In all honesty, this rule was born out of a mixture of a Gandhi quote and my own impression of the movie “Carol”. However, it’s also a lesson that I have learned throughout the process of being able to embrace “self-love” and what a real healthy adult relationship should actually look like.
The Gandhi quote that I am referring to is “Be truthful, gentle, and fearless…” That quote happens to be printed on a magnet that hangs on our refrigerator. It is my girlfriends magnet, but it caught my eye the first time that I saw the magnet at her old place.
I had never read it before then, which was the first thing that surprised me. The second thing was how disorienting those words “gentle” and “fearless” were when placed right next to one another. Not that someone couldn’t be both of those things simultaneously. It’s more that, for me personally, you don’t expect to see those two words together very often. And, when you do, it has a marked impact on your brain.
My only dissatisfaction is that I have yet to find out the true origin of this quote. There are plenty of people with a lot to say on what the quote means to them, but very little on where it came from. It may be a daft oversight on my part, but if you know where this quote came from and have a credible source please include it in the comments below.
So, why didn’t I include fearless in this rule?
I think from my own experience, fear is the opposite of love, so I think being fearless in love would require it’s own rule altogether.
Additionally, as I have matured and gotten better at this whole “being an adult” thing, I have realized that real love for another human being means that you encourage their healing and growth at every moment you can. We are all healing from something, so why not make that a routine practice of the love we are getting and giving?
How does the movie Carol fit into all of this?
I don’t want to spoil any of the film so I will sum it up by saying:
Every male character in that film was driven by an obsession to control their female counterparts in every way possible. It was so overwhelming that I felt offended by it. And, I’m not very easy to offend.
The extremes to which the men went to assert their dominance seemed, in a way, almost caricatured or stereotypical. I know that for that time period, this might have been more commonplace. However, that type of stifling control is still very much alive today. Funny thing is, for the most part, those extremes are plainly driven by nothing but fear.

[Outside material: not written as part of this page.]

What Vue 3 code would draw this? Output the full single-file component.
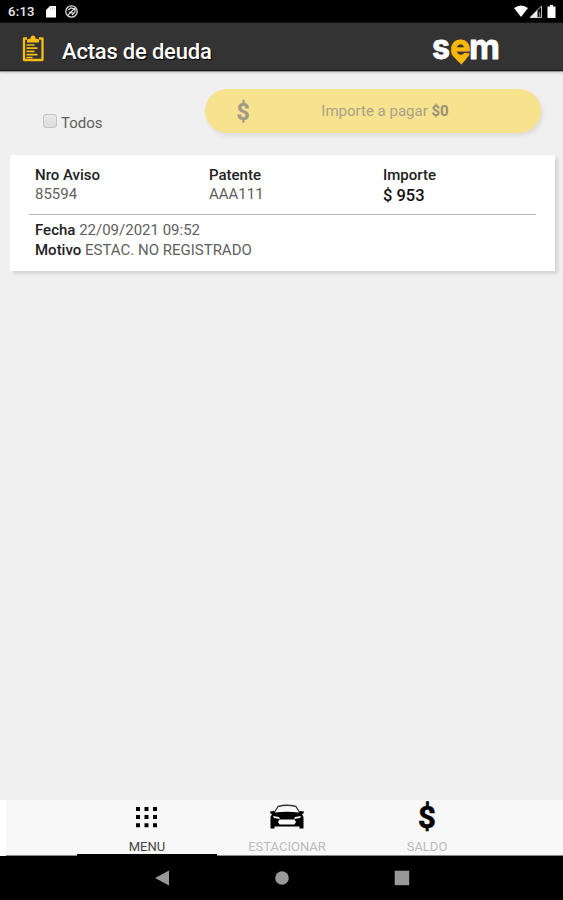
<template>
    <div class="screen">
        <div class="status">
            <span class="status__time">6:13</span>
            <svg class="status__left" width="36" height="16" viewBox="0 0 36 16">
                <path d="M5 2h6v11.500H1V6z" fill="#fff" />
                <path d="M5.500 3.500v2M7.500 3.500v2M9.500 3.500v2" stroke="#aaa" stroke-width=".7" />
                <circle cx="26.500" cy="7.500" r="5.700" fill="none" stroke="#ddd" stroke-width="1.300" />
                <path d="M23 6l3-2 4 1v3l-3 3M23 11l7-7M24 8l4 1" fill="none" stroke="#ddd" stroke-width="1.200" />
            </svg>
            <svg class="status__right" width="44" height="16" viewBox="0 0 44 16">
                <path d="M1 4Q8-1.200 15 4L8 13z" fill="#fff" />
                <path d="M17 13.500L28.500 2v11.500z" fill="none" stroke="#bbb" />
                <path d="M17 13.500L24.500 6v7.500z" fill="#eee" />
                <path d="M26.500 8v5" stroke="#777" stroke-width="1.300" />
                <path d="M37 1h3v1.500h2.500V14h-8V2.500H37z" fill="#fff" />
            </svg>
        </div>

        <header class="header">
            <svg class="header__icon" width="22" height="28" viewBox="0 0 22 28">
                <path d="M5 3.500H2v21.500h18.500V3.500H17" fill="none" stroke="#f8bd12" stroke-width="2.300" stroke-linejoin="round" />
                <path d="M5 7.500V4.500L8.500 3.500c0-4 5-4 5 0l3.500 1v3z" fill="#f8bd12" />
                <path d="M4.500 10h8M4.500 13.200h11M4.500 16.400h8M4.500 19.600h11M4.500 22.500h6" stroke="#f8bd12" stroke-width="1.700" />
            </svg>
            <h1 class="header__title">Actas de deuda</h1>
            <svg class="header__logo" width="72" height="47" viewBox="0 0 72 47">
                <path d="M21 30Q30 36 38.500 29Q36 35 30.500 40.500Q25 36 21 30z" fill="#f8b70c" />
                <g class="logo-text">
                    <text x="1" y="35" textLength="18" lengthAdjust="spacingAndGlyphs" fill="#fff" stroke="#fff">s</text>
                    <text x="19" y="35" textLength="20.500" lengthAdjust="spacingAndGlyphs" fill="#f8b70c" stroke="#f8b70c">e</text>
                    <text x="38" y="35" textLength="31" lengthAdjust="spacingAndGlyphs" fill="#fff" stroke="#fff">m</text>
                </g>
            </svg>
        </header>

        <main class="content">
            <div class="toolbar">
                <label class="all">
                    <input v-model="all" class="all__check" type="checkbox">
                    <span>Todos</span>
                </label>
                <button class="pay" type="button">
                    <span class="pay__icon">$</span>
                    <span class="pay__label">Importe a pagar <b>$0</b></span>
                </button>
            </div>

            <section v-for="acta in actas" :key="acta.aviso" class="card">
                <div class="card__top">
                    <div>
                        <b>Nro Aviso</b>
                        <p>{{ acta.aviso }}</p>
                    </div>
                    <div>
                        <b>Patente</b>
                        <p>{{ acta.patente }}</p>
                    </div>
                    <div>
                        <b>Importe</b>
                        <p class="card__amount">$ {{ acta.importe }}</p>
                    </div>
                </div>
                <div class="card__bottom">
                    <p><b>Fecha</b> {{ acta.fecha }}</p>
                    <p><b>Motivo</b> {{ acta.motivo }}</p>
                </div>
            </section>
        </main>

        <nav class="tabs">
            <div v-for="tab in tabs" :key="tab.id" class="tab" :class="{ 'tab--active': tab.id === 'menu' }">
                <svg v-if="tab.id === 'menu'" class="tab__icon" width="36" height="34" viewBox="0 0 36 34">
                    <path
                        d="M7 7h4v4h-4zM15.500 7h4v4h-4zM24 7h4v4h-4zM7 15h4v4h-4zM15.500 15h4v4h-4zM24 15h4v4h-4zM7 23.300h4v4h-4zM15.500 23.300h4v4h-4zM24 23.300h4v4h-4z"
                    />
                </svg>
                <svg v-else-if="tab.id === 'park'" class="tab__icon" width="36" height="34" viewBox="0 0 36 34">
                    <path d="M5 13L9 6.500Q18 4 27 6.500L31 13" fill="none" stroke="#333" stroke-width="1.300" />
                    <path
                        fill-rule="evenodd"
                        d="M1 11.500l4-.5 1 1.500Q18 11 30 12.500l1-1.500 4 .5-.5 2-1.500.5 1.500 3V28.500H30.500V26.500H5.500v2H1.500V17L3 14l-1.500-.5zM4 16l1 2 6 1-1-2zM32 16l-6 1-1 2 6-1zM10.500 19.500L9 22l1.500 2.500h15L27 22l-1.500-2.500z"
                    />
                </svg>
                <span v-else class="tab__dollar">$</span>
                <span class="tab__label">{{ tab.label }}</span>
            </div>
        </nav>

        <div class="system">
            <svg width="16" height="16" viewBox="0 0 16 16"><path d="M15 .5v15L1 8z" /></svg>
            <svg width="16" height="16" viewBox="0 0 16 16"><circle cx="8" cy="8" r="6.800" /></svg>
            <svg width="16" height="16" viewBox="0 0 16 16"><path d="M.7.700h14.500v14.500H.7z" /></svg>
        </div>
    </div>
</template>

<script setup>
import { ref } from 'vue';

const all = ref(false);

const actas = [
    {
        aviso: '85594',
        patente: 'AAA111',
        importe: 953,
        fecha: '22/09/2021 09:52',
        motivo: 'ESTAC. NO REGISTRADO',
    },
];

const tabs = [
    { id: 'menu', label: 'MENU' },
    { id: 'park', label: 'ESTACIONAR' },
    { id: 'balance', label: 'SALDO' },
];
</script>

<style>
body {
    margin: 0;
}
</style>

<style scoped>
.screen {
    display: flex;
    flex-direction: column;
    height: 900px;
    overflow: hidden;
    background: #f0f0f0;
    color: #606060;
    font-family: Roboto, "Liberation Sans", sans-serif;
}

.screen * {
    box-sizing: border-box;
}

p {
    margin: 0;
}

b {
    font-weight: 500;
}

.status {
    display: flex;
    align-items: center;
    flex: 0 0 23px;
    padding: 0 7px 0 8px;
    background: #000;
    color: #eee;
}

.status__time {
    width: 37px;
    font-size: 13px;
    font-weight: 500;
    letter-spacing: 0.3px;
}

.status__right {
    margin-left: auto;
    margin-right: -1px;
}

.header {
    display: flex;
    align-items: center;
    flex: 0 0 47px;
    padding: 0 60px 0 22px;
    border-bottom: 1px solid #999;
    background: #333;
    box-shadow: inset 0 -1px #181818, 0 1px 2px #ccc;
}

.header__icon {
    margin-top: 3px;
}

.header__title {
    margin: 9px 0 0 18px;
    color: #fff;
    font-size: 22px;
    font-weight: 500;
    line-height: 28px;
    letter-spacing: -0.2px;
    text-shadow: 1px 1px 1px #000;
}

.header__logo {
    margin-left: auto;
    margin-top: 1px;
}

.logo-text {
    font-family: Inter, sans-serif;
    font-size: 35px;
    font-weight: 700;
    stroke-width: 0.8;
    stroke-linejoin: round;
}

.content {
    flex: 1;
    padding: 17px 8px 0 10px;
}

.toolbar {
    display: flex;
    justify-content: space-between;
    height: 44px;
    padding: 0 14px 0 33px;
}

.all {
    display: flex;
    align-items: center;
    gap: 4px;
    height: 20px;
    margin-top: 24px;
    font-size: 15px;
}

.all__check {
    appearance: none;
    width: 14px;
    height: 14px;
    margin: -4px 0 0;
    border: 1px solid #c4c4c4;
    border-radius: 3px;
    background: linear-gradient(#e9e9e9, #ddd);
}

.pay {
    display: flex;
    align-items: center;
    width: 336px;
    height: 44px;
    padding: 0;
    border: 0;
    border-radius: 22px;
    background: #f7e28e;
    box-shadow: 2px 3px 4px #ddd;
    color: #aaa18a;
    font-family: inherit;
    font-size: 15px;
}

.pay__icon {
    width: 76px;
    padding-top: 2px;
    color: #a19b86;
    font-size: 23px;
    font-weight: 700;
    -webkit-text-stroke: 0.3px #a19b86;
}

.pay__label {
    flex: 1;
    padding-right: 52px;
}

.pay b {
    color: #999178;
    font-weight: 700;
}

.card {
    height: 116px;
    margin-top: 22px;
    padding: 11px 19px 0;
    background: #fff;
    box-shadow: 3px 3px 3px #d6d6d6;
    font-size: 15px;
    line-height: 19.500px;
}

.card b {
    color: #222;
}

.card__top {
    display: grid;
    grid-template-columns: 174px 174px 1fr;
    height: 49px;
    padding-left: 6px;
    border-bottom: 1px solid #bbb;
}

.card__top b {
    display: block;
    height: 19px;
}

.card .card__amount {
    margin-top: 1px;
    color: #111;
    font-size: 16.500px;
    font-weight: 500;
}

.card__bottom {
    padding: 6px 0 0 6px;
}

.tabs {
    display: flex;
    flex: 0 0 56px;
    padding-left: 71px;
    border-left: 6px solid #fff;
    background: #f8f8f8;
    box-shadow: inset 0 -1px #888;
}

.tab {
    display: flex;
    flex-direction: column;
    align-items: center;
    width: 140px;
    height: 56px;
    color: #bbb;
}

.tab--active {
    border-bottom: 2px solid #000;
    color: #444;
}

.tab__icon,
.tab__dollar {
    flex: 0 0 34px;
    color: #000;
}

.tab__dollar {
    height: 34px;
    font-size: 31px;
    font-weight: 700;
    line-height: 35px;
    -webkit-text-stroke: 0.6px #000;
}

.tab__label {
    margin-top: 4px;
    font-size: 13px;
    line-height: 18px;
}

.system {
    display: flex;
    justify-content: center;
    align-items: center;
    flex: 0 0 44px;
    gap: 104px;
    background: #000;
    fill: #999;
}
</style>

As a guy, I have struggled with obsessions, jealousy, possessiveness, and a need for control in my past. But, asserting the type of dominance that these men did just made me sick. It was a great reminder to never let myself slip into a place of obsession with a partner in any degree. In my view, the minute you try and declare dominance or domain over another human being is the minute you’ve lost any real connection with that person.